一方、首都モスクワの中心部で市民に聞いたところ、20歳の女性は、「インフレの影響で、これまでよりずっと生活が苦しくなりました」と不満をもらしていました。
また、生活への影響について別の女性は、「マクドナルドがなくなり、うれしいです。子どもがフライドポテトではなく、私の手料理を食べるようになりました」と話すなど、外資系企業が相次いで撤退している影響はないと強調していました。

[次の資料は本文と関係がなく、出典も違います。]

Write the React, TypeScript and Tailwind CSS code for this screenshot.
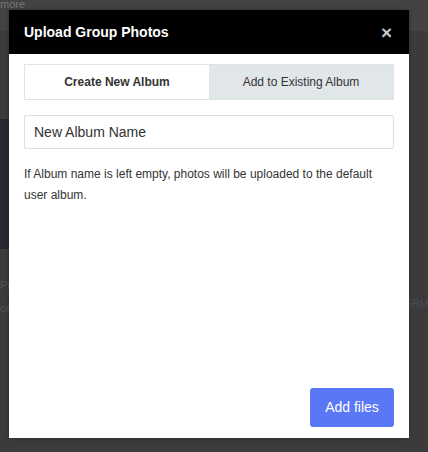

ただ、ロシア経済の専門家からは、ロシア政府がことしの経済成長率をマイナス10%程度、物価上昇率はおよそ20%に上るという見通しを示しているとして「かつてない危機だ」という見方が示されるなど、今後、市民の生活に影響が広がることも懸念されています。
トルコ大統領「交渉は進展している。希望は失っていない」
ロシアとウクライナの仲介を続けるトルコのエルドアン大統領は22日、記者団の取材に対し、停戦交渉の見通しについて「われわれの求めるレベルではないが進展している。希望は失っていない」と述べました。
そのうえで、一両日中にプーチン大統領とゼレンスキー大統領のそれぞれと電話会談する意向を示しました。
また、エルドアン大統領は、先月29日にイスタンブールで開かれた停戦交渉を引き合いに、双方の合意があれば、両国の大統領を招いた首脳会談の場を提供する考えを明らかにしました。
ウクライナ国防省「ロシアは帝国主義」
ロシア軍の中央軍管区の高官が22日、ウクライナ東部のドンバス地域と南部の完全掌握を目指すと述べたことに対して、ウクライナの国防省は反論のメッセージを22日、ツイッターに投稿しました。
この中で「略奪者たちは、作戦の第2段階の目的がウクライナの東部と南部を占領することだと、もはや隠しもせず認めた。これこそ、まさに帝国主義だ」として、支配地域のさらなる拡大をめざすロシアを非難しました。